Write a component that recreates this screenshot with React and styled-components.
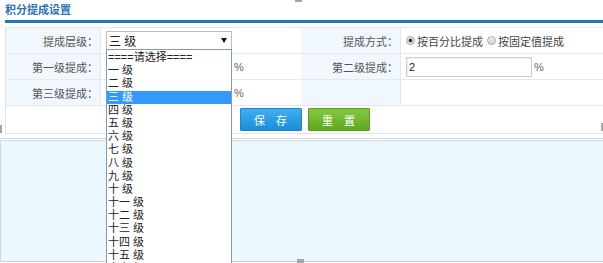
import React from 'react'
import styled, { createGlobalStyle } from 'styled-components'

const GlobalStyle = createGlobalStyle`
  html, body {
    margin: 0;
    padding: 0;
    height: 263px;
    overflow: hidden;
    background: #fff;
  }
  body {
    font-family: "Liberation Sans", "Noto Sans CJK SC", sans-serif;
    font-size: 11px;
    color: #333;
  }
`

const Page = styled.div`
  position: relative;
  height: 263px;
  display: flex;
  flex-direction: column;
  overflow: hidden;
`

const TopPanel = styled.div`
  padding: 0 0 4px 5px;
  background: #fff;
  border-bottom: 1px solid #d3dae2;
`

const Title = styled.div`
  height: 20px;
  line-height: 21px;
  font-weight: bold;
  font-size: 11px;
  color: #2f72b5;
`

const TitleBar = styled.div`
  height: 3px;
  background: #1d77bd;
  margin-bottom: 4px;
`

const FormGrid = styled.div`
  display: grid;
  grid-template-columns: 95px 200px 100px 1fr;
  grid-auto-rows: 26px;
  border-top: 1px solid #e8e8e8;
  border-left: 1px solid #e2e2e2;
`

const Label = styled.div`
  background: #f0f7fe;
  border-right: 1px solid #e3e8ee;
  border-bottom: 1px solid #e8e8e8;
  display: flex;
  align-items: center;
  justify-content: flex-end;
  padding-right: 2px;
  color: #555;
  white-space: nowrap;
`

const Value = styled.div`
  position: relative;
  border-bottom: 1px solid #e8e8e8;
  display: flex;
  align-items: center;
  padding-left: 5px;
  gap: 2px;
  white-space: nowrap;
  color: #555;
`

const TextInput = styled.div`
  box-sizing: border-box;
  width: 126px;
  height: 20px;
  border: 1px solid #cfcfcf;
  box-shadow: inset 1px 1px 1px #eee;
  padding-left: 2px;
  line-height: 18px;
  color: #222;
  background: #fff;
`

const Percent = styled.span`
  color: #666;
`

const SelectWrap = styled.div`
  position: relative;
  width: 126px;
`

const SelectBox = styled.div`
  box-sizing: border-box;
  height: 19px;
  border: 1px solid #b5bcc6;
  border-bottom-color: #7f9db9;
  display: flex;
  align-items: center;
  justify-content: space-between;
  padding: 0 4px 0 2px;
  color: #222;
  font-size: 12px;
  background: #fff;
`

const Arrow = styled.span`
  width: 0;
  height: 0;
  border-left: 3px solid transparent;
  border-right: 3px solid transparent;
  border-top: 5px solid #111;
`

const DropList = styled.div`
  position: absolute;
  z-index: 5;
  left: 0;
  top: 18px;
  width: 126px;
  box-sizing: border-box;
  border: 1px solid #7f9db9;
  background: #fff;
  padding-top: 1px;
`

const Option = styled.div`
  height: 13.2px;
  line-height: 13.2px;
  padding-left: 1px;
  font-size: 11px;
  overflow: hidden;
  color: ${p => (p.$active ? '#fff' : '#222')};
  background: ${p => (p.$active ? '#3399ff' : 'transparent')};
  white-space: nowrap;
`

const RadioGroup = styled.div`
  display: flex;
  align-items: center;
  gap: 2px;
  color: #444;
`

const RadioDot = styled.span`
  box-sizing: border-box;
  width: 9px;
  height: 9px;
  border-radius: 50%;
  border: 1px solid #a9a9a9;
  background: ${p =>
    p.$checked
      ? 'radial-gradient(circle, #333 0 1.6px, #e2e2e2 2.2px)'
      : 'linear-gradient(#f2f2f2, #cfcfcf)'};
  margin-left: ${p => (p.$first ? '0' : '2px')};
`

const ButtonRow = styled.div`
  height: 27px;
  border-left: 1px solid #e2e2e2;
  border-bottom: 1px solid #e4e4e4;
  display: flex;
  align-items: center;
  justify-content: center;
  gap: 6px;
`

const Button = styled.div`
  box-sizing: border-box;
  width: 62px;
  height: 23px;
  display: flex;
  align-items: center;
  justify-content: center;
  color: #fff;
  font-size: 11px;
  border: 1px solid ${p => (p.$green ? '#5b9d2b' : '#1c86cb')};
  background: ${p =>
    p.$green
      ? 'linear-gradient(#86c940, #5ea822)'
      : 'linear-gradient(#41aef0, #1a8dd6)'};
  border-radius: 1px;
`

const LowerPanel = styled.div`
  flex: 1;
  margin-top: 1px;
  border-top: 1px solid #d7dde4;
  border-bottom: 1px solid #c9d0d8;
  border-left: 1px solid #cfd6de;
  background: #edf7fe;
  margin-bottom: 1px;
`

const Handle = styled.div`
  position: absolute;
  background: #a6a6a6;
  ${p => p.$pos}
`

const levels = ['一', '二', '三', '四', '五', '六', '七', '八', '九', '十', '十一', '十二', '十三', '十四', '十五', '十六']

export default function App() {
  return (
    <Page>
      <GlobalStyle />
      <TopPanel>
        <Title>积分提成设置</Title>
        <TitleBar />
        <FormGrid>
          <Label>提成层级：</Label>
          <Value>
            <SelectWrap>
              <SelectBox>
                <span>三 级</span>
                <Arrow />
              </SelectBox>
              <DropList>
                <Option>====请选择====</Option>
                {levels.map(l => (
                  <Option key={l} $active={l === '三'}>
                    {l} 级
                  </Option>
                ))}
              </DropList>
            </SelectWrap>
          </Value>
          <Label>提成方式：</Label>
          <Value>
            <RadioGroup>
              <RadioDot $checked $first />
              <span>按百分比提成</span>
              <RadioDot />
              <span>按固定值提成</span>
            </RadioGroup>
          </Value>

          <Label>第一级提成：</Label>
          <Value>
            <TextInput />
            <Percent>%</Percent>
          </Value>
          <Label>第二级提成：</Label>
          <Value>
            <TextInput>2</TextInput>
            <Percent>%</Percent>
          </Value>

          <Label>第三级提成：</Label>
          <Value>
            <TextInput />
            <Percent>%</Percent>
          </Value>
          <Label />
          <Value />
        </FormGrid>
        <ButtonRow>
          <Button>保　存</Button>
          <Button $green>重　置</Button>
        </ButtonRow>
      </TopPanel>
      <LowerPanel />
      <Handle $pos="left: 295px; top: 0; width: 7px; height: 2px;" />
      <Handle $pos="left: 297px; bottom: 0; width: 7px; height: 4px;" />
      <Handle $pos="left: 0; top: 125px; width: 2px; height: 8px;" />
      <Handle $pos="right: 0; top: 123px; width: 2px; height: 8px;" />
    </Page>
  )
}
+ + + + + + +
> Given task:
Across the data, tally the lines containing "components" and give back the number alone.

> Finished exercise:
2